** Given data **
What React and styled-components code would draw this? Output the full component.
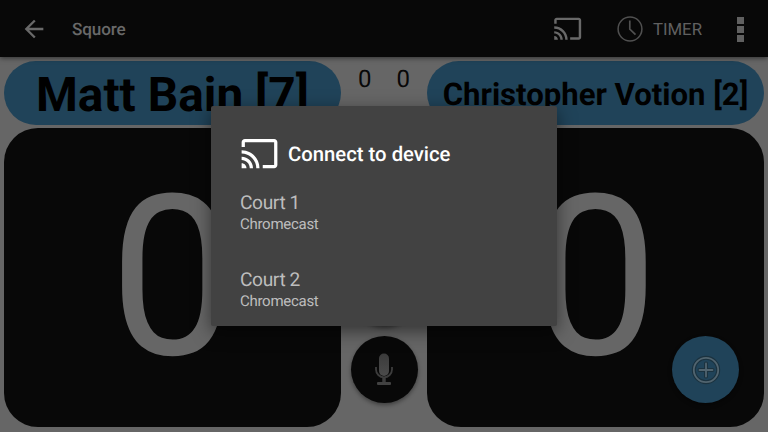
import React from "react";
import styled, { createGlobalStyle } from "styled-components";

const GlobalStyle = createGlobalStyle`
  *, *::before, *::after { box-sizing: border-box; }
  html, body { margin: 0; padding: 0; overflow: hidden; background: #666; }
  svg { display: block; flex: none; }
`;

const Screen = styled.div`
  position: relative;
  display: flex;
  flex-direction: column;
  width: 768px;
  height: 432px;
  overflow: hidden;
  background: #666;
  font-family: Roboto, "Liberation Sans", sans-serif;
  text-rendering: geometricPrecision;
`;

const AppBar = styled.header`
  position: relative;
  display: flex;
  align-items: center;
  flex: none;
  height: 57px;
  padding: 1px 24.5px 0 19.5px;
  background: #080808;
  color: #696969;
  box-shadow: 0 1px 5px rgba(0, 0, 0, 0.55);
`;

const AppTitle = styled.h1`
  flex: 1;
  margin: 0 0 0 24.5px;
  padding-top: 2px;
  font-size: 17.1px;
  line-height: 20px;
  font-weight: 500;
  letter-spacing: -0.1px;
`;

const TimerAction = styled.div`
  display: flex;
  align-items: center;
  gap: 10px;
  margin: 0 34.5px 0 35px;
  font-size: 16.8px;
  line-height: 20px;
  color: #606060;
`;

const TimerLabel = styled.span`
  padding-top: 2px;
`;

const OverflowMenu = styled.div`
  display: grid;
  gap: 2px;
`;

const OverflowDot = styled.span`
  width: 7px;
  height: 7px;
  background: #606060;
`;

const Board = styled.main`
  display: grid;
  grid-template-columns: 337px 86px 337px;
  flex: 1;
  padding: 4px 4px 5px;
`;

const Side = styled.section`
  display: flex;
  flex-direction: column;
  gap: 3px;
`;

const PlayerName = styled.div`
  display: flex;
  align-items: center;
  justify-content: center;
  height: 64px;
  padding-top: ${(p) => p.$drop}px;
  border-radius: 32px;
  background: #204359;
  color: #000;
  font-size: ${(p) => p.$size}px;
  font-weight: 700;
  line-height: 1;
  white-space: nowrap;
`;

const ScorePanel = styled.div`
  display: flex;
  align-items: center;
  justify-content: center;
  flex: 1;
  border-radius: 34px;
  background: #080808;
  color: #666;
  font-size: 224px;
  line-height: 1;
`;

const Middle = styled.div`
  display: flex;
  flex-direction: column;
  align-items: center;
  justify-content: space-between;
  padding: 4px 0 24px;
`;

const Games = styled.div`
  display: flex;
  gap: 25px;
  color: #080808;
  font-size: 24px;
  line-height: 28px;
`;

const FabStack = styled.div`
  display: grid;
  gap: 10px;
`;

const Fab = styled.button`
  display: flex;
  align-items: center;
  justify-content: center;
  width: 67px;
  height: 67px;
  padding: 0;
  border: 0;
  border-radius: 50%;
  background: ${(p) => (p.$accent ? "#204359" : "#080808")};
  box-shadow: 0 2px 4px rgba(0, 0, 0, 0.4);
`;

const FloatingCorner = styled.div`
  position: absolute;
  right: 29px;
  bottom: 29px;
`;

const Dialog = styled.div`
  position: absolute;
  left: 211px;
  top: 106px;
  width: 346px;
  height: 220px;
  padding: 28px 28px 0 29px;
  border-radius: 2px;
  background: #424242;
  box-shadow: 0 5px 18px rgba(0, 0, 0, 0.5);
`;

const DialogHeader = styled.div`
  display: flex;
  align-items: center;
  gap: 9px;
  height: 39px;
  color: #fff;
`;

const DialogTitle = styled.h2`
  margin: 0;
  padding-top: 1px;
  font-size: 20.3px;
  line-height: 24px;
  font-weight: 500;
`;

const DeviceList = styled.ul`
  display: grid;
  gap: 34px;
  margin: 18px 0 0;
  padding: 0;
  list-style: none;
  color: #bdbdbd;
`;

const DeviceName = styled.div`
  font-size: 19.2px;
  line-height: 23px;
  letter-spacing: -0.4px;
`;

const DeviceKind = styled.div`
  padding-top: 1px;
  font-size: 15px;
  line-height: 19px;
  letter-spacing: -0.28px;
`;

const CastIcon = ({ size }) => (
  <svg width={size} height={size} viewBox="0 0 24 24" fill="currentColor">
    <path d="M21 3H3c-1.1 0-2 .9-2 2v3h2V5h18v14h-7v2h7c1.1 0 2-.9 2-2V5c0-1.1-.9-2-2-2zM1 18v3h3c0-1.66-1.34-3-3-3zm0-4v2c2.76 0 5 2.24 5 5h2c0-3.87-3.13-7-7-7zm0-4v2c4.97 0 9 4.03 9 9h2c0-6.08-4.93-11-11-11z" />
  </svg>
);

const BackIcon = () => (
  <svg width="28" height="28" viewBox="0 0 24 24" fill="currentColor">
    <path d="M20 11H7.83l5.59-5.59L12 4l-8 8 8 8 1.41-1.41L7.83 13H20z" />
  </svg>
);

const ClockIcon = () => (
  <svg width="26" height="26" viewBox="0 0 26 26" fill="none" stroke="#505050">
    <circle cx="13" cy="13" r="11.9" strokeWidth="1.5" />
    <path d="M12.8 4.5V13.2L18.5 18.7" strokeWidth="1.7" />
  </svg>
);

const MicIcon = () => (
  <svg width="20" height="34" viewBox="0 0 20 34">
    <defs>
      <linearGradient id="metal" x1="0" y1="0" x2="0" y2="1">
        <stop offset="0" stopColor="#3b3b3b" />
        <stop offset="1" stopColor="#4b4b4b" />
      </linearGradient>
    </defs>
    <rect x="5" y="0.5" width="10" height="22.5" rx="5" fill="url(#metal)" />
    <path d="M2 14v2.5a8 7.8 0 0 0 16 0V14" fill="none" stroke="#3d3d3d" strokeWidth="1.8" />
    <path d="M10 24v5" stroke="#3d3d3d" strokeWidth="3.5" />
    <rect x="3" y="29" width="14" height="3" rx="1" fill="#424242" />
  </svg>
);

const PlusIcon = () => (
  <svg width="30" height="30" viewBox="0 0 30 30" fill="none" strokeLinecap="round">
    <g stroke="#1b323f" strokeWidth="4">
      <circle cx="15" cy="15" r="12.2" />
      <path d="M15 8.5v13M8.5 15h13" />
    </g>
    <g stroke="#51646f" strokeWidth="1.8">
      <circle cx="15" cy="15" r="12.2" />
      <path d="M15 8.5v13M8.5 15h13" />
    </g>
  </svg>
);

const players = [
  { name: "Matt Bain [7]", size: 47.8, drop: 6, score: 0 },
  { name: "Christopher Votion [2]", size: 31.1, drop: 4, score: 0 },
];

const devices = [
  { name: "Court 1", kind: "Chromecast" },
  { name: "Court 2", kind: "Chromecast" },
];

const PlayerSide = ({ player }) => (
  <Side>
    <PlayerName $size={player.size} $drop={player.drop}>{player.name}</PlayerName>
    <ScorePanel>{player.score}</ScorePanel>
  </Side>
);

export default function App() {
  return (
    <Screen>
      <GlobalStyle />
      <AppBar>
        <BackIcon />
        <AppTitle>Squore</AppTitle>
        <CastIcon size={29.4} />
        <TimerAction>
          <ClockIcon />
          <TimerLabel>TIMER</TimerLabel>
        </TimerAction>
        <OverflowMenu>
          <OverflowDot />
          <OverflowDot />
          <OverflowDot />
        </OverflowMenu>
      </AppBar>
      <Board>
        <PlayerSide player={players[0]} />
        <Middle>
          <Games>
            <span>0</span>
            <span>0</span>
          </Games>
          <FabStack>
            <Fab />
            <Fab>
              <MicIcon />
            </Fab>
          </FabStack>
        </Middle>
        <PlayerSide player={players[1]} />
      </Board>
      <FloatingCorner>
        <Fab $accent>
          <PlusIcon />
        </Fab>
      </FloatingCorner>
      <Dialog>
        <DialogHeader>
          <CastIcon size={39} />
          <DialogTitle>Connect to device</DialogTitle>
        </DialogHeader>
        <DeviceList>
          {devices.map((d) => (
            <li key={d.name}>
              <DeviceName>{d.name}</DeviceName>
              <DeviceKind>{d.kind}</DeviceKind>
            </li>
          ))}
        </DeviceList>
      </Dialog>
    </Screen>
  );
}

** Task goal **
Copy each line containing the word "React" from the data.

** Result for this exercise **
What React and styled-components code would draw this? Output the full component.
import React from "react";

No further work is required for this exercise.